YOUR GOAL ->
Leave out the pictures and repeat the rest of the material exactly.

DATA PROVIDED ->
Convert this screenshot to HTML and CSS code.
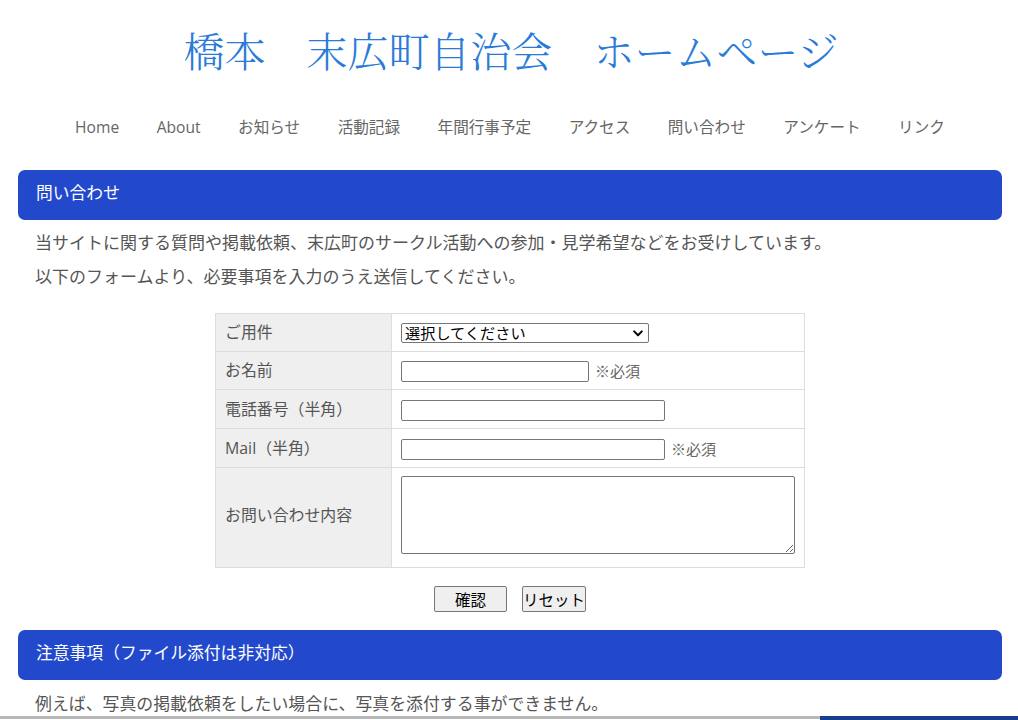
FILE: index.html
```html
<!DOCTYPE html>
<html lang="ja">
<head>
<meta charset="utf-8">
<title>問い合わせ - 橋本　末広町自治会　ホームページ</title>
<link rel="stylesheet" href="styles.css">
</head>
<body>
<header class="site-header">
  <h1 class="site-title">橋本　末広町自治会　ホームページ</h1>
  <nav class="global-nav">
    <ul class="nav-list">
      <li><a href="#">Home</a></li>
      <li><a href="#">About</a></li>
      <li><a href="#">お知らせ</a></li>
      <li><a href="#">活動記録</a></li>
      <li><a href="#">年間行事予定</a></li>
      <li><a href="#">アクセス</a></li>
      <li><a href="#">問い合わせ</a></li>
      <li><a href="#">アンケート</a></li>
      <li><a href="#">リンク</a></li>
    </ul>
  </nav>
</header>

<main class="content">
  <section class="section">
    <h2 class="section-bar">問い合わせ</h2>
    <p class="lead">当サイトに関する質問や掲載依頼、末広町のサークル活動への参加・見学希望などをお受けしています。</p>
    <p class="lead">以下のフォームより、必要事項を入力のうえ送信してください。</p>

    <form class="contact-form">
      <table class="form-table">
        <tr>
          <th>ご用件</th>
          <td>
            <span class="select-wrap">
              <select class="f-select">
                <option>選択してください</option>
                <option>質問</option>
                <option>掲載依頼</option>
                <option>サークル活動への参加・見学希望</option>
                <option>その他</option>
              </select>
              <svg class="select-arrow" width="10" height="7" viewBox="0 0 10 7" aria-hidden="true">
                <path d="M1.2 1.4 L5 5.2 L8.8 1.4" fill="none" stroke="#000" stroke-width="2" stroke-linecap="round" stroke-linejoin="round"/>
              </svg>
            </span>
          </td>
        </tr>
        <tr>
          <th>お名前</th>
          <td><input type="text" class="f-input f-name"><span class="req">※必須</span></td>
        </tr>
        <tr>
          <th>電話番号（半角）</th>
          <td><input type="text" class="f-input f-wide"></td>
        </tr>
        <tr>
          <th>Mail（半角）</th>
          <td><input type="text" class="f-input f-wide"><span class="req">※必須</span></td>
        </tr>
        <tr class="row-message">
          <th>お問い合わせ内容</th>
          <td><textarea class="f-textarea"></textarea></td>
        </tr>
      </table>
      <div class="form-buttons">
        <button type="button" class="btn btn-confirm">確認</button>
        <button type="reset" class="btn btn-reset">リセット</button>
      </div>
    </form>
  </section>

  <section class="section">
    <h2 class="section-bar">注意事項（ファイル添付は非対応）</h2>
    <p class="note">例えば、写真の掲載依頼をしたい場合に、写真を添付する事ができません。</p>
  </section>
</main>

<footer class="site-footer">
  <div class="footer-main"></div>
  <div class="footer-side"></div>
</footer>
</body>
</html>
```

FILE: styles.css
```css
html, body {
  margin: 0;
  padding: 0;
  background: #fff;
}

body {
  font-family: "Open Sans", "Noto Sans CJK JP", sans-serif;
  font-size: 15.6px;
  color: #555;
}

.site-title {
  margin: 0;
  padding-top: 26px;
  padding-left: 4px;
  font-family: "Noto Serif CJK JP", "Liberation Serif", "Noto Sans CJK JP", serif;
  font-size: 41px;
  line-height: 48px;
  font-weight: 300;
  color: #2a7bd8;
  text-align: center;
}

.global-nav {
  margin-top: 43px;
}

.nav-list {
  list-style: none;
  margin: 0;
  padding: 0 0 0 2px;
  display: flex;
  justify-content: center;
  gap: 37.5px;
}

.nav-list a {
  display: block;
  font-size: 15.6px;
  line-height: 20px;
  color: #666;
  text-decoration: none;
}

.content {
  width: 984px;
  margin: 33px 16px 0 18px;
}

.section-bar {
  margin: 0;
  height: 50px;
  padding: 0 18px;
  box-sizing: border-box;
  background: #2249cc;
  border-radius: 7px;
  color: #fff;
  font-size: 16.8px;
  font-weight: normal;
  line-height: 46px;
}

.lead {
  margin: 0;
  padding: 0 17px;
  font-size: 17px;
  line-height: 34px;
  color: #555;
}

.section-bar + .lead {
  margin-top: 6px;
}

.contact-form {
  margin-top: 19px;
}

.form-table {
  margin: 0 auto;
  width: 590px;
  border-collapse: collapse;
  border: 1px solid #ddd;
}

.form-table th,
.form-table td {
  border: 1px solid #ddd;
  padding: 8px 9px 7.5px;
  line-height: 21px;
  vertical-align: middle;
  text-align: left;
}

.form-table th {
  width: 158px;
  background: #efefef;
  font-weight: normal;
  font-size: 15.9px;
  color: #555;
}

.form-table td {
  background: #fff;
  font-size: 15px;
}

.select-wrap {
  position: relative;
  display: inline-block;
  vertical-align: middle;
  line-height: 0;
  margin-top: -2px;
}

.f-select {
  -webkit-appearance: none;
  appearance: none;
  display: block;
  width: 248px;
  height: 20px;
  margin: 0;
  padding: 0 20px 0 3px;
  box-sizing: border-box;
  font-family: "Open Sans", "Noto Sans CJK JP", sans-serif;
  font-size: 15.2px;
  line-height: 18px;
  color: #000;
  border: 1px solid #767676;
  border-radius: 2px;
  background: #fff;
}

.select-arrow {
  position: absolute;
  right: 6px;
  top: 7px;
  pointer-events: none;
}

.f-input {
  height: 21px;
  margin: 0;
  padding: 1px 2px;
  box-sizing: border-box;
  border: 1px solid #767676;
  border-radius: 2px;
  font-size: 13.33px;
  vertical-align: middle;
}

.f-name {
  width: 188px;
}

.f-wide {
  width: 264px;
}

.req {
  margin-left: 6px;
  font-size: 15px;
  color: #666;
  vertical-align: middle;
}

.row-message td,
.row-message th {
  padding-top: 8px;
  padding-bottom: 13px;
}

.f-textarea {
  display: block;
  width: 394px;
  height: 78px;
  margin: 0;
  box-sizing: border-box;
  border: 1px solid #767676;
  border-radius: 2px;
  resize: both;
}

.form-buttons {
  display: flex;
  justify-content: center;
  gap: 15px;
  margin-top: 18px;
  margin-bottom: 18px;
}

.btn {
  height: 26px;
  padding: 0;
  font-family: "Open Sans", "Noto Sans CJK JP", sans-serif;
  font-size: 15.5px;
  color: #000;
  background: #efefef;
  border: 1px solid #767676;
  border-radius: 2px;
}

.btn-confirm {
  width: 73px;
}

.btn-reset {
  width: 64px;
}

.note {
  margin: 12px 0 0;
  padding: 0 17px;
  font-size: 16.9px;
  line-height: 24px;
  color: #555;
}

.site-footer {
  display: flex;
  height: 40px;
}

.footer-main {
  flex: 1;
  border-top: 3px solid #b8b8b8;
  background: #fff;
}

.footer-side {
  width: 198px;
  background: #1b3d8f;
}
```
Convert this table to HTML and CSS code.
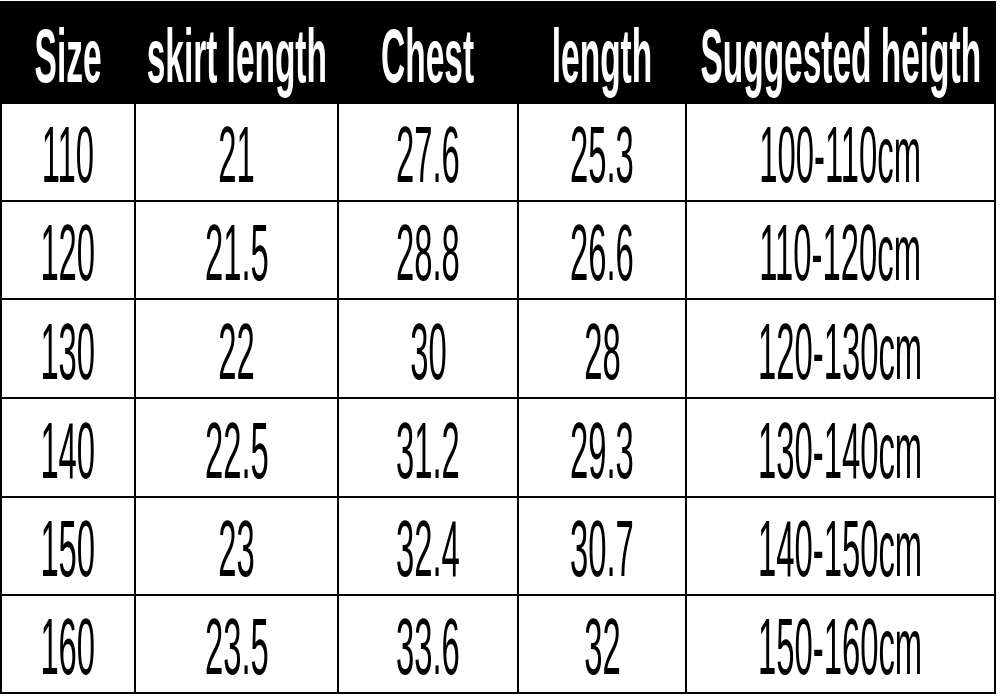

RESPONSE FOR THIS EXERCISE ->
Convert this screenshot to HTML and CSS code.
FILE: index.html
```html
<!DOCTYPE html>
<html lang="ja">
<head>
<meta charset="utf-8">
<title>問い合わせ - 橋本　末広町自治会　ホームページ</title>
<link rel="stylesheet" href="styles.css">
</head>
<body>
<header class="site-header">
  <h1 class="site-title">橋本　末広町自治会　ホームページ</h1>
  <nav class="global-nav">
    <ul class="nav-list">
      <li><a href="#">Home</a></li>
      <li><a href="#">About</a></li>
      <li><a href="#">お知らせ</a></li>
      <li><a href="#">活動記録</a></li>
      <li><a href="#">年間行事予定</a></li>
      <li><a href="#">アクセス</a></li>
      <li><a href="#">問い合わせ</a></li>
      <li><a href="#">アンケート</a></li>
      <li><a href="#">リンク</a></li>
    </ul>
  </nav>
</header>

<main class="content">
  <section class="section">
    <h2 class="section-bar">問い合わせ</h2>
    <p class="lead">当サイトに関する質問や掲載依頼、末広町のサークル活動への参加・見学希望などをお受けしています。</p>
    <p class="lead">以下のフォームより、必要事項を入力のうえ送信してください。</p>

    <form class="contact-form">
      <table class="form-table">
        <tr>
          <th>ご用件</th>
          <td>
            <span class="select-wrap">
              <select class="f-select">
                <option>選択してください</option>
                <option>質問</option>
                <option>掲載依頼</option>
                <option>サークル活動への参加・見学希望</option>
                <option>その他</option>
              </select>
              <svg class="select-arrow" width="10" height="7" viewBox="0 0 10 7" aria-hidden="true">
                <path d="M1.2 1.4 L5 5.2 L8.8 1.4" fill="none" stroke="#000" stroke-width="2" stroke-linecap="round" stroke-linejoin="round"/>
              </svg>
            </span>
          </td>
        </tr>
        <tr>
          <th>お名前</th>
          <td><input type="text" class="f-input f-name"><span class="req">※必須</span></td>
        </tr>
        <tr>
          <th>電話番号（半角）</th>
          <td><input type="text" class="f-input f-wide"></td>
        </tr>
        <tr>
          <th>Mail（半角）</th>
          <td><input type="text" class="f-input f-wide"><span class="req">※必須</span></td>
        </tr>
        <tr class="row-message">
          <th>お問い合わせ内容</th>
          <td><textarea class="f-textarea"></textarea></td>
        </tr>
      </table>
      <div class="form-buttons">
        <button type="button" class="btn btn-confirm">確認</button>
        <button type="reset" class="btn btn-reset">リセット</button>
      </div>
    </form>
  </section>

  <section class="section">
    <h2 class="section-bar">注意事項（ファイル添付は非対応）</h2>
    <p class="note">例えば、写真の掲載依頼をしたい場合に、写真を添付する事ができません。</p>
  </section>
</main>

<footer class="site-footer">
  <div class="footer-main"></div>
  <div class="footer-side"></div>
</footer>
</body>
</html>
```

FILE: styles.css
```css
html, body {
  margin: 0;
  padding: 0;
  background: #fff;
}

body {
  font-family: "Open Sans", "Noto Sans CJK JP", sans-serif;
  font-size: 15.6px;
  color: #555;
}

.site-title {
  margin: 0;
  padding-top: 26px;
  padding-left: 4px;
  font-family: "Noto Serif CJK JP", "Liberation Serif", "Noto Sans CJK JP", serif;
  font-size: 41px;
  line-height: 48px;
  font-weight: 300;
  color: #2a7bd8;
  text-align: center;
}

.global-nav {
  margin-top: 43px;
}

.nav-list {
  list-style: none;
  margin: 0;
  padding: 0 0 0 2px;
  display: flex;
  justify-content: center;
  gap: 37.5px;
}

.nav-list a {
  display: block;
  font-size: 15.6px;
  line-height: 20px;
  color: #666;
  text-decoration: none;
}

.content {
  width: 984px;
  margin: 33px 16px 0 18px;
}

.section-bar {
  margin: 0;
  height: 50px;
  padding: 0 18px;
  box-sizing: border-box;
  background: #2249cc;
  border-radius: 7px;
  color: #fff;
  font-size: 16.8px;
  font-weight: normal;
  line-height: 46px;
}

.lead {
  margin: 0;
  padding: 0 17px;
  font-size: 17px;
  line-height: 34px;
  color: #555;
}

.section-bar + .lead {
  margin-top: 6px;
}

.contact-form {
  margin-top: 19px;
}

.form-table {
  margin: 0 auto;
  width: 590px;
  border-collapse: collapse;
  border: 1px solid #ddd;
}

.form-table th,
.form-table td {
  border: 1px solid #ddd;
  padding: 8px 9px 7.5px;
  line-height: 21px;
  vertical-align: middle;
  text-align: left;
}

.form-table th {
  width: 158px;
  background: #efefef;
  font-weight: normal;
  font-size: 15.9px;
  color: #555;
}

.form-table td {
  background: #fff;
  font-size: 15px;
}

.select-wrap {
  position: relative;
  display: inline-block;
  vertical-align: middle;
  line-height: 0;
  margin-top: -2px;
}

.f-select {
  -webkit-appearance: none;
  appearance: none;
  display: block;
  width: 248px;
  height: 20px;
  margin: 0;
  padding: 0 20px 0 3px;
  box-sizing: border-box;
  font-family: "Open Sans", "Noto Sans CJK JP", sans-serif;
  font-size: 15.2px;
  line-height: 18px;
  color: #000;
  border: 1px solid #767676;
  border-radius: 2px;
  background: #fff;
}

.select-arrow {
  position: absolute;
  right: 6px;
  top: 7px;
  pointer-events: none;
}

.f-input {
  height: 21px;
  margin: 0;
  padding: 1px 2px;
  box-sizing: border-box;
  border: 1px solid #767676;
  border-radius: 2px;
  font-size: 13.33px;
  vertical-align: middle;
}

.f-name {
  width: 188px;
}

.f-wide {
  width: 264px;
}

.req {
  margin-left: 6px;
  font-size: 15px;
  color: #666;
  vertical-align: middle;
}

.row-message td,
.row-message th {
  padding-top: 8px;
  padding-bottom: 13px;
}

.f-textarea {
  display: block;
  width: 394px;
  height: 78px;
  margin: 0;
  box-sizing: border-box;
  border: 1px solid #767676;
  border-radius: 2px;
  resize: both;
}

.form-buttons {
  display: flex;
  justify-content: center;
  gap: 15px;
  margin-top: 18px;
  margin-bottom: 18px;
}

.btn {
  height: 26px;
  padding: 0;
  font-family: "Open Sans", "Noto Sans CJK JP", sans-serif;
  font-size: 15.5px;
  color: #000;
  background: #efefef;
  border: 1px solid #767676;
  border-radius: 2px;
}

.btn-confirm {
  width: 73px;
}

.btn-reset {
  width: 64px;
}

.note {
  margin: 12px 0 0;
  padding: 0 17px;
  font-size: 16.9px;
  line-height: 24px;
  color: #555;
}

.site-footer {
  display: flex;
  height: 40px;
}

.footer-main {
  flex: 1;
  border-top: 3px solid #b8b8b8;
  background: #fff;
}

.footer-side {
  width: 198px;
  background: #1b3d8f;
}
```
Convert this table to HTML and CSS code.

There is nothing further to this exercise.